Mr Poe is rather slow to cotton on to what is happening here but the Baudelaires are used to running now so they take off after the car and soon everyone else joins in. The Baudelaires reach Olaf first and Violet grabs hold of his turban which promptly comes off revealing the one eyebrow; Sunny undoes his shoelaces, causing his shoes to come off and reveal the eye tattoo. Mr Poe suddenly realises that Genghis is in fact Count Olaf, causing Sunny to say “Merd!” which apparently means “That’s what we’ve been trying to tell you” though I suspect a more literal translation might be ‘no shit Sherlock’.

Klaus is more focused on getting the Quagmires out of the car but the white-face women don’t let him. There’s a full on struggle here and in the midst of it all Duncan starts trying to tell Klaus about something they found out during their research. Apparently they never thought to mention this before now. At last as Klaus and the Quagmires lose the battle against the women Duncan just yells ‘V.F.D.’ sparking a hundred theories amongst Series of Unfortunate Events readers for the next few years. Ah, those were the days.

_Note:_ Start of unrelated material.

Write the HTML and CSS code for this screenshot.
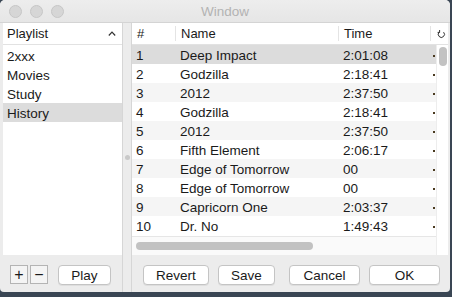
FILE: index.html
```html
<!DOCTYPE html>
<html lang="en">

<head>
    <meta charset="UTF-8">
    <title>Window</title>
    <link rel="stylesheet" href="styles.css">
</head>

<body>
    <div class="window">
        <div class="titlebar">
            <div class="lights">
                <span class="light"></span>
                <span class="light"></span>
                <span class="light"></span>
            </div>
            <div class="title">Window</div>
        </div>
        <div class="panes">
            <div class="side">
                <div class="side-box">
                    <div class="side-head">
                        <span>Playlist</span>
                        <svg class="caret" width="8" height="5" viewBox="0 0 8 5">
                            <path d="M0.8 4.5 L4 1.2 L7.2 4.5" fill="none" stroke="#333" stroke-width="1.2"/>
                        </svg>
                    </div>
                    <div class="side-item">2xxx</div>
                    <div class="side-item">Movies</div>
                    <div class="side-item">Study</div>
                    <div class="side-item selected">History</div>
                </div>
                <div class="bar side-bar">
                    <button class="sq">+</button>
                    <button class="sq">&minus;</button>
                    <button class="btn play">Play</button>
                </div>
            </div>
            <div class="split"><span class="grip"></span></div>
            <div class="main">
                <div class="table">
                    <div class="thead">
                        <div class="th c-num">#</div>
                        <div class="th c-name">Name</div>
                        <div class="th c-time">Time</div>
                        <div class="th c-refresh">
                            <svg width="9" height="10" viewBox="0 0 9 10">
                                <path d="M6.6 3.2 A3.1 3.1 0 1 1 2.3 3" fill="none" stroke="#333" stroke-width="1"/>
                                <path d="M2.6 1 L2.6 3.4 L0.6 3.4" fill="none" stroke="#333" stroke-width="1"/>
                            </svg>
                        </div>
                    </div>
                    <div class="tbody">
                        <div class="rows-wrap">
                            <div class="rows">
                                <div class="row selected"><span class="c-num">1</span><span class="c-name">Deep Impact</span><span class="c-time">2:01:08</span><span class="c-more"></span></div>
                                <div class="row"><span class="c-num">2</span><span class="c-name">Godzilla</span><span class="c-time">2:18:41</span><span class="c-more"></span></div>
                                <div class="row alt"><span class="c-num">3</span><span class="c-name">2012</span><span class="c-time">2:37:50</span><span class="c-more"></span></div>
                                <div class="row"><span class="c-num">4</span><span class="c-name">Godzilla</span><span class="c-time">2:18:41</span><span class="c-more"></span></div>
                                <div class="row alt"><span class="c-num">5</span><span class="c-name">2012</span><span class="c-time">2:37:50</span><span class="c-more"></span></div>
                                <div class="row"><span class="c-num">6</span><span class="c-name">Fifth Element</span><span class="c-time">2:06:17</span><span class="c-more"></span></div>
                                <div class="row alt"><span class="c-num">7</span><span class="c-name">Edge of Tomorrow</span><span class="c-time">00</span><span class="c-more"></span></div>
                                <div class="row"><span class="c-num">8</span><span class="c-name">Edge of Tomorrow</span><span class="c-time">00</span><span class="c-more"></span></div>
                                <div class="row alt"><span class="c-num">9</span><span class="c-name">Capricorn One</span><span class="c-time">2:03:37</span><span class="c-more"></span></div>
                                <div class="row"><span class="c-num">10</span><span class="c-name">Dr. No</span><span class="c-time">1:49:43</span><span class="c-more"></span></div>
                            </div>
                            <div class="hscroll"><span class="hthumb"></span></div>
                        </div>
                        <div class="vscroll"><span class="vthumb"></span></div>
                    </div>
                </div>
                <div class="bar main-bar">
                    <button class="btn revert">Revert</button>
                    <button class="btn save">Save</button>
                    <button class="btn cancel">Cancel</button>
                    <button class="btn ok">OK</button>
                </div>
            </div>
        </div>
    </div>
</body>

</html>
```

FILE: styles.css
```css
body {
    margin: 0;
    width: 452px;
    height: 297px;
    overflow: hidden;
    background: #3a4654;
    font-family: "Liberation Sans", Arial, sans-serif;
    font-size: 13.5px;
    color: #1a1a1a;
}

.window {
    width: 450px;
    height: 292px;
    background: #ececec;
    border-radius: 5px 5px 4px 4px;
    display: flex;
    flex-direction: column;
    overflow: hidden;
}

.titlebar {
    height: 22px;
    flex: none;
    display: grid;
    grid-template-columns: 1fr auto 1fr;
    align-items: center;
    background: linear-gradient(#ededed, #e6e6e6);
    border-bottom: 1px solid #d4d4d4;
}

.lights {
    display: flex;
    gap: 8px;
    padding-left: 9px;
}

.light {
    width: 11px;
    height: 11px;
    border-radius: 50%;
    background: #d6d6d6;
    border: 0.5px solid #c6c6c6;
}

.title {
    color: #b3b3b3;
    font-size: 13.5px;
}

.panes {
    flex: 1;
    display: flex;
    min-height: 0;
}

/* sidebar */
.side {
    width: 122px;
    display: flex;
    flex-direction: column;
    border-right: 1px solid #d6d6d6;
}

.side-box {
    height: 232px;
    margin-left: 3px;
    background: #fff;
}

.side-head {
    height: 22px;
    display: flex;
    align-items: center;
    justify-content: space-between;
    padding: 0 6px 0 4px;
    border-bottom: 1px solid #e2e2e2;
    box-sizing: border-box;
    font-size: 13px;
}

.caret {
    margin-top: -1px;
}

.side-item {
    height: 19px;
    line-height: 21px;
    padding-left: 4px;
}

.side-head + .side-item {
    margin-top: 1px;
}

.selected {
    background: #dcdcdc;
}

.split {
    width: 8px;
    display: flex;
    align-items: center;
    justify-content: center;
    border-right: 1px solid #d6d6d6;
}

.grip {
    width: 5px;
    height: 5px;
    border-radius: 50%;
    background: #c9c9c9;
}

/* table */
.main {
    width: 316px;
    display: flex;
    flex-direction: column;
}

.table {
    height: 232px;
    background: #fff;
    display: flex;
    flex-direction: column;
}

.thead {
    height: 22px;
    flex: none;
    display: flex;
    border-bottom: 1px solid #e2e2e2;
    box-sizing: border-box;
}

.th {
    display: flex;
    align-items: center;
    padding-left: 5px;
    box-sizing: border-box;
    font-size: 13px;
    border-right: 1px solid #e4e4e4;
    margin: 3px 0;
}

.th.c-refresh {
    border-right: none;
    padding-left: 6px;
}

.c-num {
    width: 44px;
}

.c-name {
    width: 163px;
}

.c-time {
    width: 92px;
}

.c-refresh {
    width: 16px;
}

.tbody {
    flex: 1;
    display: flex;
}

.rows-wrap {
    width: 304px;
    display: flex;
    flex-direction: column;
}

.rows {
    flex: 1;
}

.row {
    height: 19px;
    line-height: 21px;
    display: flex;
    white-space: nowrap;
}

.row > span {
    padding-left: 4px;
    box-sizing: border-box;
    overflow: hidden;
}

.row.alt {
    background: #f5f5f5;
}

.row.selected {
    background: #dcdcdc;
}

.c-more {
    width: 5px;
    position: relative;
}

.c-more::before {
    content: "";
    position: absolute;
    left: 2px;
    top: 10px;
    width: 2px;
    height: 2px;
    background: #4a3a20;
}

.hscroll {
    height: 19px;
    background: #fafafa;
    border-top: 1px solid #e6e6e6;
    box-sizing: border-box;
    display: flex;
    align-items: center;
    padding-left: 4px;
}

.hthumb {
    width: 177px;
    height: 8px;
    border-radius: 4px;
    background: #c2c2c2;
}

.vscroll {
    width: 12px;
    background: #fff;
    border-left: 1px solid #ededed;
    box-sizing: border-box;
    padding: 2px 0 0 2px;
}

.vthumb {
    display: block;
    width: 8px;
    height: 19px;
    border-radius: 4px;
    background: #c2c2c2;
}

/* bottom bars */
.bar {
    flex: 1;
    display: flex;
    align-items: flex-start;
    padding-top: 10px;
    box-sizing: border-box;
}

.side-bar {
    padding-left: 10px;
}

button {
    font-family: "Liberation Sans", Arial, sans-serif;
    font-size: 13.5px;
    color: #1a1a1a;
    background: #fff;
    border: 1px solid #c4c4c4;
    height: 20px;
    padding: 0;
    margin: 0;
    box-sizing: border-box;
}

.sq {
    width: 18px;
    height: 19px;
    margin-right: 2px;
    border-color: #b4b4b4;
    background: #f4f4f4;
    font-size: 16px;
    line-height: 16px;
}

.btn {
    border-radius: 4px;
    box-shadow: 0 1px 0 rgba(0, 0, 0, 0.06);
}

.play {
    width: 53px;
    margin-left: 8px;
}

.main-bar {
    padding-left: 11px;
}

.revert {
    width: 66px;
}

.save {
    width: 57px;
    margin-left: 9px;
}

.cancel {
    width: 71px;
    margin-left: 14px;
}

.ok {
    width: 71px;
    margin-left: 9px;
}
```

Olaf finally makes it to the car, shoves Klaus out the way, steals the Quagmire notebooks and drives away. Once again out of the lives of the Baudelaires, temporarily. Mr Poe starts squawking about calling the police, but Nero’s refusing to let him use his phone owing to his being completely nuts.

Understandably, at this point the Baudelaires just give up because the adults up until now have been utterly useless when it comes to catching Olaf and this time is evidently going to be no different. I really can’t blame them for bursting into tears right now, I’m imagining this is shear frustration at what the adults around them are like, as well as the loss of their new (and only) friends.

After a while Klaus reveals to his sisters what Duncan said and Sunny tells them “Ceju” meaning “We have to find out.” talking about what V.F.D. could mean. And so we end this book with yet another mystery. We still don’t really know who Beatrice is, we don’t know where Olaf came from, we don’t know where the Baudelaires will go next, we don’t know what V.F.D. is all about, we don’t know what Olaf will do to the Quagmires and we don’t know when the Baudelaires will face him next.

But we’ll start answering those questions next week when we move onto the next book.

First, the final few pages of this one. The last picture is of the two Quagmires being pushed into the car (a funky old-fashioned looking thing) with the archway in the background. Our only clue to the next book is a picture of a fish on the back bumper of the car. I also just have to point out the slightly Burtonesque socks that Duncan has going on, black and white stripes, I approve.

And then we get the letter to the editor telling us that the next book will be The Ersatz Elevator and dropping a few small hints about what will happen next. I’ll be looking at that in more detail tomorrow.